Sec. 213a. (1)(a) Commit, attempt to commit, or threaten to commit any of the following violations against her or any other person:

Sec. 213a. (4)(b) “Threaten” means to make 2 or more statements or to engage in a course of conduct that would cause a reasonable person to believe that the individual is likely to act in accordance with the statements or the course of conduct. Threaten does not include constitutionally protected speech or any generalized statement regarding a lawful pregnancy option.

If all it takes to ‘threaten’ something is to say two sentences about an act and have the person you’re talking to believe that you might actually follow through with that act, discussions about the future essentially become huge cesspools of threats.

In order to run afoul of the law, though, you do have to be threatening one of two very specific-seeming things: either stalking, or an “assaultive crime.” The problem being that “assaultive crime” literally means making or threatening to make bodily contact with someone without their consent.

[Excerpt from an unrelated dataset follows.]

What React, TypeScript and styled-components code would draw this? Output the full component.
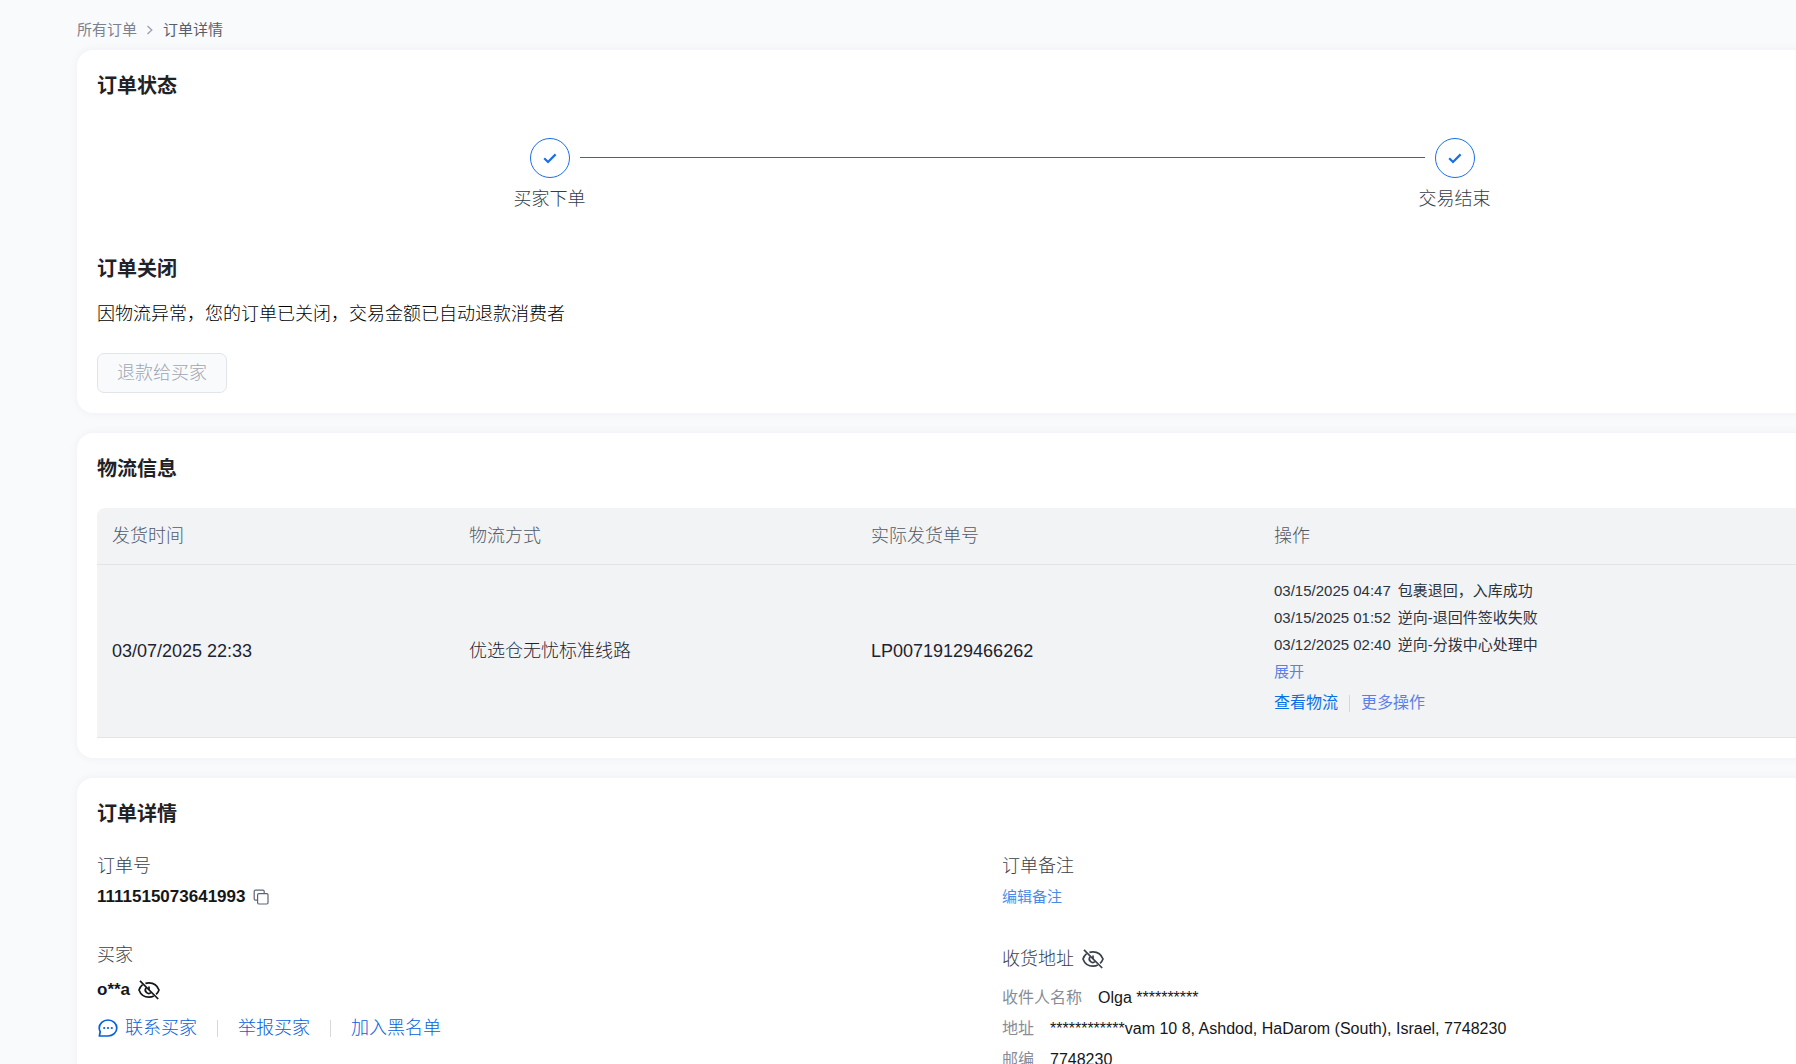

This lands us in a situation where speaking 2 sentences that cause a pregnant woman to believe that you will probably, in the future, speak 2 more sentences that cause her to believe that you will probably make some form of bodily contact with her without her explicit consent…is a felony. Which means that literally any conversation with a doctor about abortion could become “coerced abortion” depending on nothing more than how nervous the woman in question is.